Could you tell us about joining the Marcé Society in 1984?

The Marcé Society found me. A journalist interviewed me about PEP and asked how many calls our Warmline received about postpartum depression. She introduced me to Dr. James Hamilton in San Francisco who was convening a gathering of international postpartum researchers. He invited me to speak about PEP “A System of Action”. Since PEP is a non-medical, emotional social support model I had no idea how it would fit into the science of mental illness. My experience with sociology and community activism launched me on a new path influenced entirely by Dr. Hamilton and his colleagues. I presented a Santa Barbara survey of health care providers and postpartum depression at the 1986 Marcé Society conference held in England. I was introduced to social support organizations that focused exclusively on childbirth related mental illness.  By this time Depression After Delivery had been founded in New Jersey and public awareness was increasing. I decided that if the world’s scientists were meeting then the social support advocates needed to gather as well.  

This brings us to 1987, when you founded PSI. Founders of organizations first see a gap that needs filling, which the organization addresses. Your work has included helping bringing awareness to those needs, including helping individuals see where gaps are in their communities. Could you tell us more about how you became aware of the needs that PSI addresses, how you decided that it was time to start PSI.

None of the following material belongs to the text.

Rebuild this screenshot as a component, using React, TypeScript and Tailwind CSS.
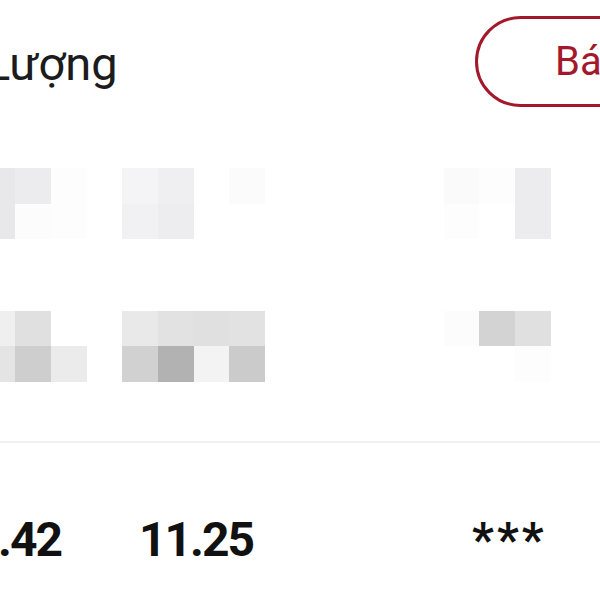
import React from 'react';

// pixelated (censored) area, 17 columns x 6 rows of ~36px cells
const W = 'bg-white';
const mosaic: string[][] = [
  ['bg-[#e8e8ea]', 'bg-[#ececee]', 'bg-[#fdfdfd]', W, 'bg-[#f4f4f6]', 'bg-[#efeff1]', W, 'bg-[#fbfbfb]', W, W, W, W, W, 'bg-[#fafafa]', 'bg-[#fdfdfd]', 'bg-[#ececee]', W],
  ['bg-[#e8e8ea]', 'bg-[#fcfcfc]', 'bg-[#fdfdfd]', W, 'bg-[#f1f1f3]', 'bg-[#ededef]', W, W, W, W, W, W, W, 'bg-[#fdfdfd]', W, 'bg-[#ececee]', W],
  [W, W, W, W, W, W, W, W, W, W, W, W, W, W, W, W, W],
  [W, W, W, W, W, W, W, W, W, W, W, W, W, W, W, W, W],
  ['bg-[#efefef]', 'bg-[#e0e0e0]', W, W, 'bg-[#e9e9e9]', 'bg-[#e2e2e2]', 'bg-[#e0e0e0]', 'bg-[#e2e2e2]', W, W, W, W, W, 'bg-[#fcfcfc]', 'bg-[#d3d3d3]', 'bg-[#e0e0e0]', W],
  ['bg-[#e4e4e4]', 'bg-[#cecece]', 'bg-[#ebebeb]', W, 'bg-[#d1d1d1]', 'bg-[#b2b2b2]', 'bg-[#f3f3f3]', 'bg-[#cbcbcb]', W, W, W, W, W, W, W, 'bg-[#fdfdfd]', W],
];

export default function App() {
  return (
    <div className="w-[600px] h-[600px] overflow-hidden bg-white font-['Roboto',sans-serif]">
      <div className="flex items-center justify-between pt-[16px]">
        <span className="-ml-[15px] mt-[4px] text-[47px] leading-none text-[#1c1c1c]">Lượng</span>
        <div className="-mr-[75px] w-[200px] h-[91px] rounded-full border-[3px] border-[#a3192b] flex items-center pl-[77px] text-[40px] leading-none text-[#a3192b]">
          Bán
        </div>
      </div>

      <div className="mt-[61px] -ml-[20.4px] grid grid-cols-[repeat(17,35.7px)] grid-rows-[repeat(6,35.7px)]">
        {mosaic.flatMap((row, r) =>
          row.map((c, i) => <div key={r + '-' + i} className={c} />)
        )}
      </div>

      <div className="mt-[59px] h-[2px] bg-[#f0f0f0]" />

      <div className="mt-[73px] flex items-start text-[48px] font-bold leading-none text-[#111111]">
        <span className="-ml-[2px] tracking-[-2px]">.42</span>
        <span className="ml-[78px] tracking-[-2px]">11.25</span>
        <span className="ml-[219px] tracking-[3px]">***</span>
      </div>
    </div>
  );
}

PEP started on July 1, 1977. I became aware of the enormous need for community-based postpartum parent support networks in 1978. American Baby magazine published an article I had written about PEP. In response, I received hundreds of letters asking how to start PEP in one’s own community. There were national newspaper articles about PEP’s Warmline and new parent discussion groups. I was interviewed on television, radio and featured in Parents magazine. I became the spokesperson for PEP and our home telephone number and address became known.  The lack of awareness, education, resources and referral networks pushed me to search for solutions. It was time to start an international social support network.

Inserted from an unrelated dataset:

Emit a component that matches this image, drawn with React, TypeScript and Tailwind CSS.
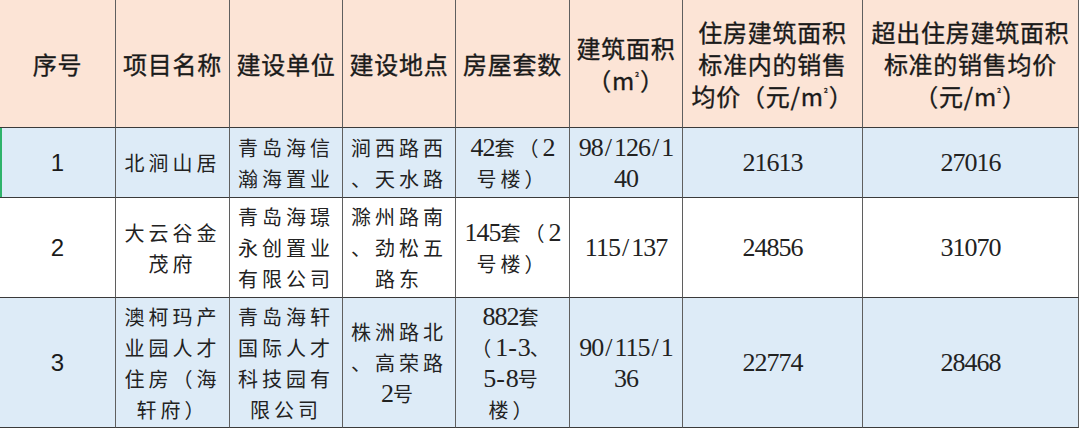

Please tell us about how you had an international vision for PSI right from the start. Who did you work with in ensuring PSI is a worldwide effort, and what was that like?

Scientific research and the human experience of any Illness have no borders or boundaries. The Marcé Society and PSI have always been international. The Pacific Post Partum Support Society (PPPSS) in Vancouver, Canada was founded in 1971 and I consider them the mothers of the maternal mental health movement. While PEP’s mission is on wellness and new parents in general, PPPSS’s focus is specific to postpartum depression. Canada and England were represented in Santa Barbara in 1987. The Australians and South Africans were forming groups during the 1980s as well.

You continue to be a speaker & trainer, author, coach… What does that look like in your daily life? What would you like people to know the most about your current work?

Unfortunately, my daily life looks like I am retired. Only occasionally am I asked to speak, train or mentor so I feel underutilized. I have been busy co-authoring a new book with Dr. Dan Singley called Parental Mental Health Factoring in Fathers. We’ll be launching it for Fathers’ Day so I hope my days will get busier! The Postpartum Action Institute has been terrific. I love working with Shoshana Bennett and welcoming attendees into my home. We are hopeful that our next training dates in mid-August and early November can take place in person. If not, PAI will offer an alternative.  

In your spare time… Hobbies? Favorite ways to stay active?

Before our current crisis I took weekly ice skate and flute lessons. I play(ed) in a Community Flute Ensemble. Bike riding, gardening and nature walks keep me physically fit. My husband and I are eager to resume traveling, especially to visit family and friends. I serve on two nonprofit Boards: South Coast Railroad Museum (I love trains) and the local branch of the American Association of University Women. Zoom has allowed us to continue meeting but I miss face to face human contact. Our three adult children, their spouses and their 8 children keep in touch via devices and the postal service. My one demanding and attentive constant companion is Mercedes, our black and white cat.